Brooklyn finished with a balanced box line. Eight of its players finished in double-figures. Jeremy Lin and Brook Lopez, the two veteran-most members on the Nets’ youthful roster, led the way with 16 points apiece. Philadelphia native Rondae Hollis-Jefferson was pivotal to the Nets’ torrid start, generating seven of his 12 points in the first quarter.
The Sixers were topped by Timothe Luwawu-Cabarrot’s 19 points. Fellow rookie Shawn Long came off the bench to deliver 18 points and six boards.
Despite the uphill climb the Sixers faced, Brown, all too familiar with his club’s signature competitive nature and fight, kept hopes high.
“I actually thought we were going to get back in it,” said the fourth-year head coach. “These guys play with tremendous passion. They play with tremendous character. They squeeze everything they can out of the group, and they have done it for a long time. So, I give them the benefit of the doubt. You think [a comeback] has a chance to happen, and it just didn’t.”
Saric posted 10 points in 19 minutes Tuesday. Early in the second quarter, he connected on a 3-pointer from the sideline to eclipse the 1,000-point plateau for the season. The 22-year old became the 11th player in franchise history to reach quadruple digits in scoring in his debut campaign.

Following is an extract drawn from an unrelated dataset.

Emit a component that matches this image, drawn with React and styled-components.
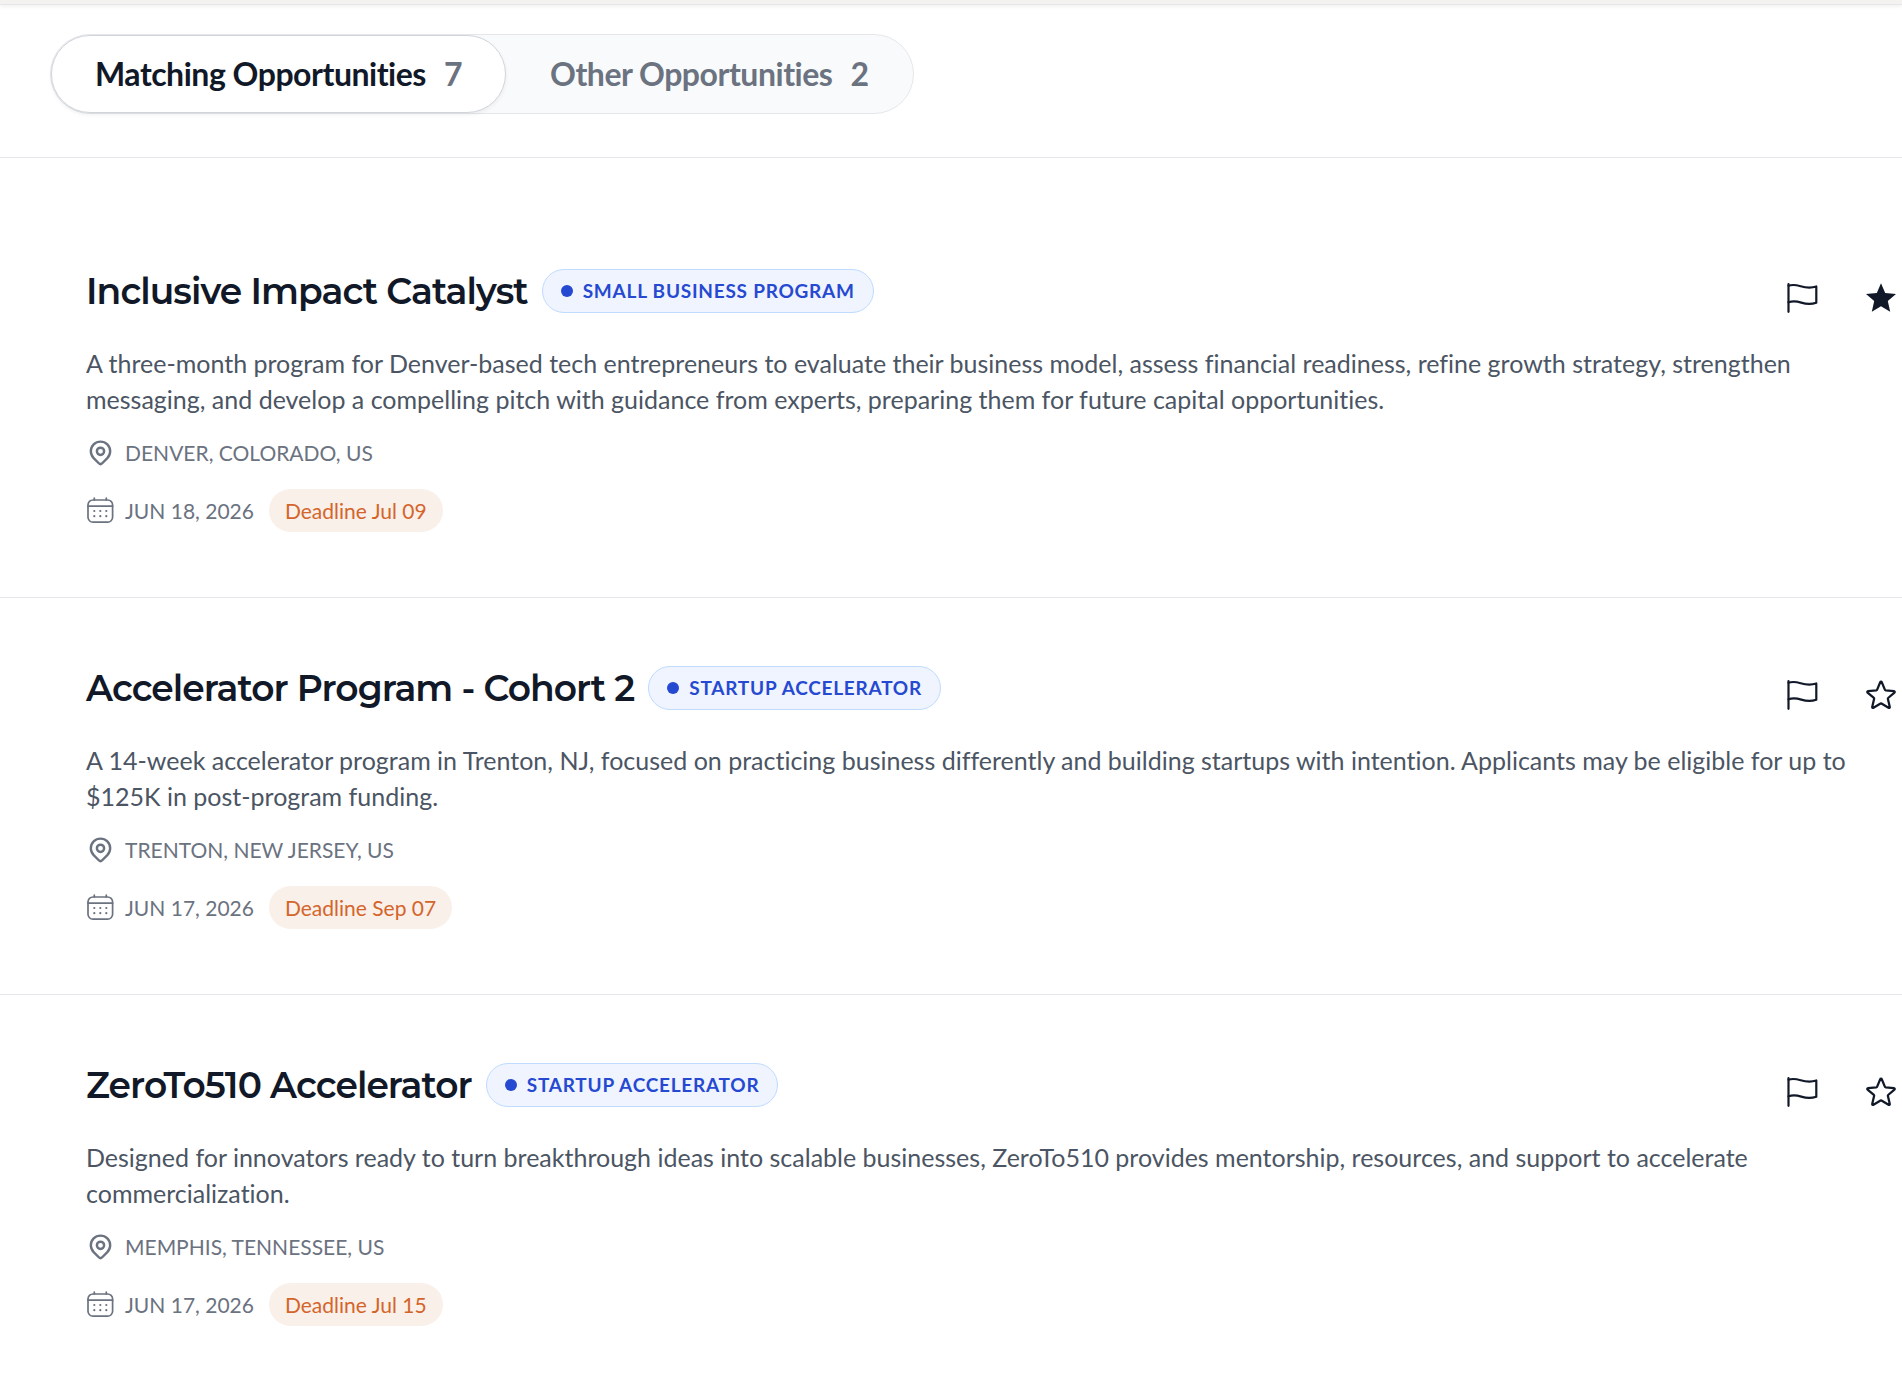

Saric now shares that distinction with Allen Iverson, who set the club’s rookie record with 1,787 points in 1996-1997, as well as Jerry Stackhouse, Clarence Weatherspoon, Charles Barkley, Billy Cunningham, and Dolph Schayes, among others.
The Croatian, however, was far more concerned with Tuesday’s outcome than he was with his noteworthy individual achievement.
“Our performance wasn’t on any NBA level,” said Saric. “I always try to talk honestly, and I apologize to Philly fans.
“It was looking like we tried. I tried, but sometimes there is no exception for it.”
Saric did not appear after the third quarter. Neither did fellow frontcourt starter Richaun Holmes, who put up 16 points, six rebounds, four assists, and three blocks against the Nets.
At the outset of the night, the Sixers’ mission was to sweep their four-game Atlantic Division season series with Brooklyn, something that hadn’t been done in nearly six years. After three evenly-played match-ups earlier in the campaign, including the Sixers’ five-point victory at Barclays Center a week ago, the Nets set an aggressive tone from the jump Tuesday.
Randy Foye’s steal 30 seconds in set up a Lopez three, and although Brooklyn would misfire on three shots in the next two and a half minutes, the visitors were dialed in for the rest of the half.
The Sixers used a driving lay-up from Saric to get within three, 11-8, but the Nets answered with seven points in a row to build their first double-digit edge.
Not too long after that, Alex Poythress, in his second NBA appearance, capitalized on his teammates’ crafty passing (see the ‘Sixers Social’ section below) to get the margin down to four, 22-18. A hook shot from Long made it, 25-22, before Brooklyn revved up its offense once again.
The Nets proceeded to pour in the next 13 points to establish a convincing 40-27 advantage through one period of play. With its 3-pointers and down-hill drives continuing to hit home, Brooklyn swiftly seized command in the second.
“They really got it going from three,” said Justin Anderson, whose 13-point showing was fueled by a career-high tying three 3-pointers. “They were doing a great job of creating shots for one another, and finding the open guy. Hats off to them for showing up and playing hard.”
While the Nets’ cushion wouldn’t dip under 20 points during the second half, several of the Sixers’ youngsters took advantage of minutes that came their way down the stretch. Luwawu-Cabarrot netted 14 second-half points, with Long supplying 16. The latter prospect was particularly active around the basket, and threw down a pair of quality dunks in the fourth frame.
Poythress manufactured a team-best plus-12 rating in the second half. In all, the forward scored 10 points, snagged seven rebounds, and dished out three assists versus the Nets.
“The thing that we all, led by me, have to be mindful of, this group cares,” Brown said emphatically. “This group has given the organization, they’ve given the coaching staff everything they’ve got. Sometimes, over 82 games, games like this happen. Sometimes, when you have [limited] players, games like this happen.
“I’m not overreacting. I think these guys deserve that. We’ve got more home games that we want to perform a lot better than we just did to end the season. Nobody’s going to walk out of here losing our minds.”
We’ll borrow a post pushed out from the league’s official handle Tuesday night. With the first quarter winding down and the contest still close, the Sixers strung together a sequence showcasing their passing prowess. Newcomer Alex Poythress was the beneficiary of some nifty facilitating here. The Sixers took the floor Tuesday ranked first in the league in passes per game, and third in assist percentage.
The Sixers’ four-game stint at The Center rolls along Thursday, when they host the Chicago Bulls. All of a sudden, thanks to a recent four-game winning streak, the Bulls have vaulted back into playoff contention, holding a top eight spot in the Eastern Conference at the start of play Tuesday. Chicago’s timely surge began immediately after a bumpy 117-107 loss to the Sixers on March 24th at United Center. That night, the Sixers led by as many as 26 points.